Penn, who is working on his doctorate in agricultural economics in the College of Agriculture, Food and Environment, spent the summer conducting a survey of 800 people in Lexington to find out what they know about the plight of the monarch and how much they’re willing to support efforts to help the butterflies.

He came up with the idea for his monarch project in 2015 while interning with the Economic Research Service at the U.S. Department of Agriculture. During his time in Washington, D.C., the Obama administration announced the National Strategy to Promote the Health of Honey Bees and Other Pollinators. As Penn read through the plan he realized there isn’t a lot known about the economics of insects.

“I thought monarchs represented a really interesting part of that, because most people actually do know about monarchs, whereas they may have no idea about a lot of other insects,” he said. “This was an interesting way to try to understand what the public knows about the problem and how much they’re willing to support it.”

Monarch populations are in decline, due in some part to deforestation in Mexico, where millions overwinter in oyamel fir forests.

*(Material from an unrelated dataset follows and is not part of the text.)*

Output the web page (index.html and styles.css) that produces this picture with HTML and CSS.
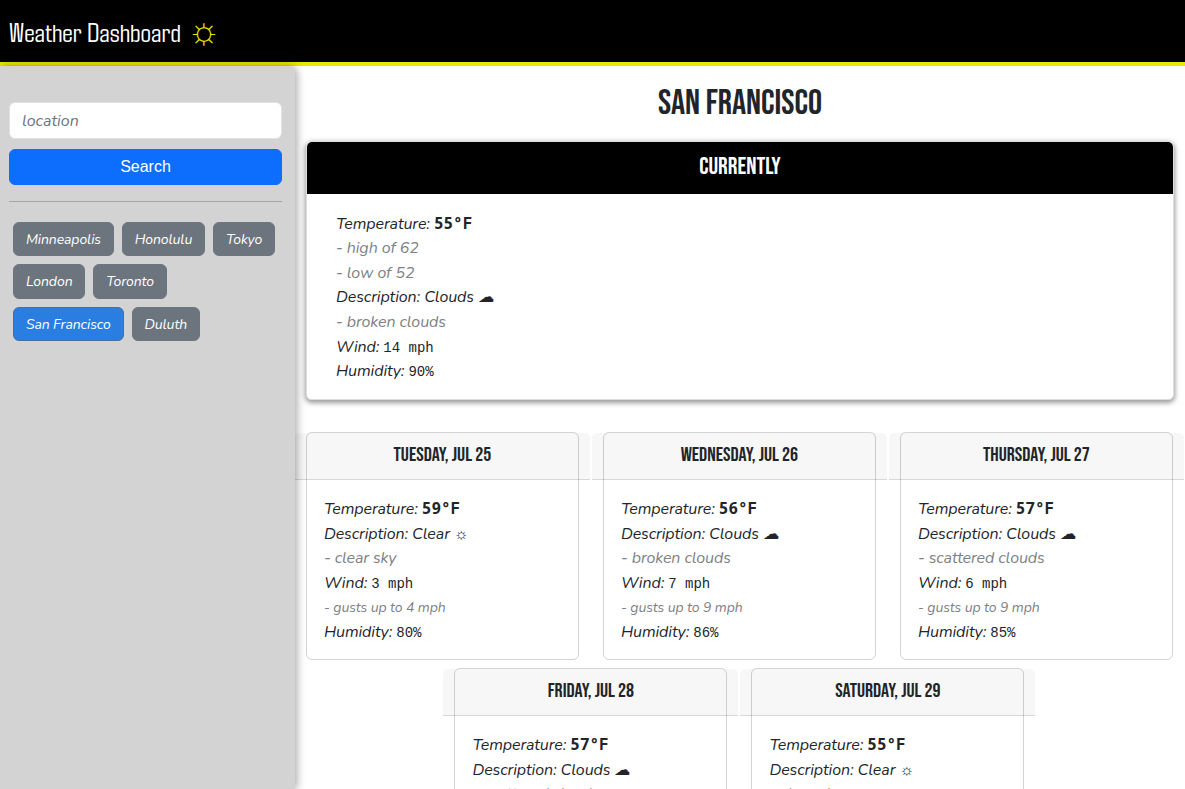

Because they concentrate in just a few areas, any climate or human disturbance can result in large losses.

Those monarchs that survive the winter begin their reverse migration in March, fluttering their way to Texas, where they lay their eggs and die. The next generation continues the journey north. Though the fall migration to Mexico is done by a single generation of monarchs, the spring and summer northern migration is made by three or four generations, each taking a leg of the journey. It is during this part of the journey where Americans can play a role in the survival of the species.

Penn spent the summer at Lexington ballparks, festivals, bike trails, playgrounds and parks, intercepting people at random to survey them about their willingness to donate in support of butterfly habitats.

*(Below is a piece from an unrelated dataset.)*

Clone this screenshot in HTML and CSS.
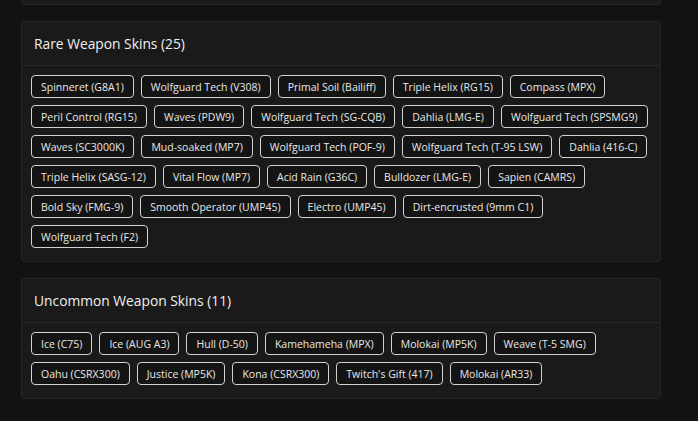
FILE: index.html
```html
<!DOCTYPE html>
<html>
<head>
<meta charset="utf-8">
<link rel="stylesheet" href="styles.css">
</head>
<body>
<div class="page">
  <div class="card card-stub"></div>

  <section class="card">
    <div class="card-header">Rare Weapon Skins (25)</div>
    <div class="card-body">
      <span class="tag">Spinneret (G8A1)</span>
      <span class="tag">Wolfguard Tech (V308)</span>
      <span class="tag">Primal Soil (Bailiff)</span>
      <span class="tag">Triple Helix (RG15)</span>
      <span class="tag">Compass (MPX)</span>
      <span class="tag">Peril Control (RG15)</span>
      <span class="tag">Waves (PDW9)</span>
      <span class="tag">Wolfguard Tech (SG-CQB)</span>
      <span class="tag">Dahlia (LMG-E)</span>
      <span class="tag">Wolfguard Tech (SPSMG9)</span>
      <span class="tag">Waves (SC3000K)</span>
      <span class="tag">Mud-soaked (MP7)</span>
      <span class="tag">Wolfguard Tech (POF-9)</span>
      <span class="tag">Wolfguard Tech (T-95 LSW)</span>
      <span class="tag">Dahlia (416-C)</span>
      <span class="tag">Triple Helix (SASG-12)</span>
      <span class="tag">Vital Flow (MP7)</span>
      <span class="tag">Acid Rain (G36C)</span>
      <span class="tag">Bulldozer (LMG-E)</span>
      <span class="tag">Sapien (CAMRS)</span>
      <span class="tag">Bold Sky (FMG-9)</span>
      <span class="tag">Smooth Operator (UMP45)</span>
      <span class="tag">Electro (UMP45)</span>
      <span class="tag">Dirt-encrusted (9mm C1)</span>
      <span class="tag">Wolfguard Tech (F2)</span>
    </div>
  </section>

  <section class="card">
    <div class="card-header">Uncommon Weapon Skins (11)</div>
    <div class="card-body">
      <span class="tag">Ice (C75)</span>
      <span class="tag">Ice (AUG A3)</span>
      <span class="tag">Hull (D-50)</span>
      <span class="tag">Kamehameha (MPX)</span>
      <span class="tag">Molokai (MP5K)</span>
      <span class="tag">Weave (T-5 SMG)</span>
      <span class="tag">Oahu (CSRX300)</span>
      <span class="tag">Justice (MP5K)</span>
      <span class="tag">Kona (CSRX300)</span>
      <span class="tag">Twitch's Gift (417)</span>
      <span class="tag">Molokai (AR33)</span>
    </div>
  </section>
</div>
</body>
</html>
```

FILE: styles.css
```css
html, body {
  margin: 0;
  padding: 0;
  background: #121212;
}

body {
  font-family: "Open Sans", "Liberation Sans", sans-serif;
  color: #e6e6e6;
}

.page {
  width: 640px;
  margin-left: 21px;
  display: flex;
  flex-direction: column;
  gap: 16px;
}

.card {
  background: #1a1a1a;
  border: 1px solid #262626;
  border-radius: 3px;
}

.card-stub {
  height: 4px;
  border-top: none;
  border-radius: 0 0 3px 3px;
}

.card-header {
  height: 43px;
  display: flex;
  align-items: center;
  padding: 0 12px;
  border-bottom: 1px solid #2a2a2a;
  font-size: 13.8px;
  color: #f0f0f0;
}

.card-body {
  display: flex;
  flex-wrap: wrap;
  gap: 7px 7px;
  padding: 9px 9px 13px 9px;
}

.tag {
  box-sizing: border-box;
  height: 23px;
  display: inline-flex;
  align-items: center;
  padding: 0 9px;
  border: 1px solid #d2d2d2;
  border-radius: 4px;
  background: #141414;
  font-size: 10.5px;
  color: #e8e8e8;
  white-space: nowrap;
}
```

“We had our opportunity to get more than just nature lovers or park enthusiasts,” he said. “We wanted to collect a cross-section of opinions from all of Lexington and not just fervent supporters.”

One of the hard parts of economic research is people tend to overestimate what they would donate in a situation. To get beyond this problem, Penn required that survey participants “earn” $10 by doing a word search.

“If I just give you $10 and start asking you questions, you’re much more likely to not treat it like it’s your own money and would be more willing to just give it back to me,” Penn said. “I think it worked. People kept the money, which means they did treat it like their own money.”

Over the course of the summer, the survey process collected more than $2,200 in donations to develop two plots of plants that support monarchs.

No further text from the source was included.